Because cosmology as a professional discipline really only came about with the invention of the Big Bang Theory in the mid-20th century it has effectively been the only major operative hypothesis for astronomical research. Therefore it has become the only model that cosmologists can get funded to research. The observational evidence it produces and accumulates is usually interpreted in its favour. This gives it the appearance of solidity while giving cosmologists a false sense of security.
However, it would take a lot of scientists, funding and time to be able to produce a reasonable alternative theory that could account for almost nine decades of observations using the Big Bang framework. As a result, cosmology seems locked into a ‘zombie state’ - path dependent and stuck - and too big to fail.

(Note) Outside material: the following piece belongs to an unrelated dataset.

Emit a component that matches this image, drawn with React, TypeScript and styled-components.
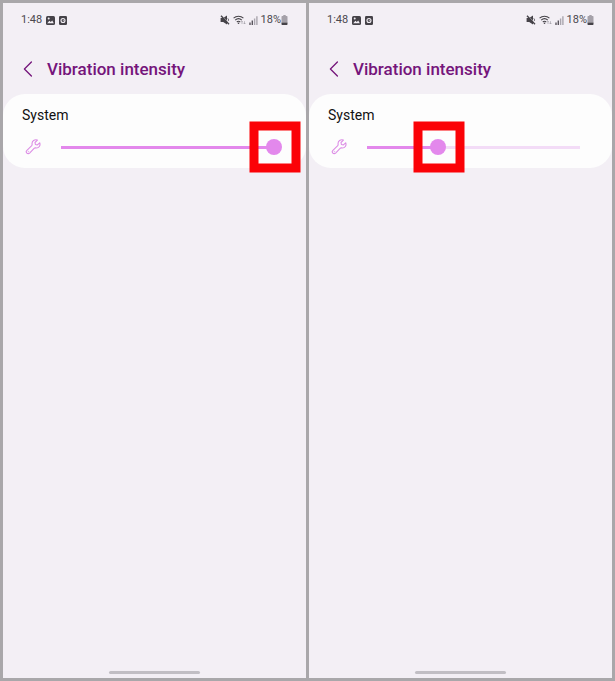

As astrophysicist Stacy McGaugh says in the context of dark matter theory, “like a fifty year mortgage, we are still basically stuck with this decision we made in the 1980s… we’re stuck still pounding these ideas into the heads of innocent students, creating a closed ecosystem of stagnant ideas self-perpetuated by the echo chamber effect.”
McGaugh and Hossenfelder are among a growing group of scientists concerned about the ‘dark stuff’ who are making progress in questioning some of the most critical theories in cosmology.
Their effort may help the new generation of cosmologists realize that if these decade-old theories can be overturned, there is hope in solving cosmology’s deeper problems by re-examining the core principles of cosmology.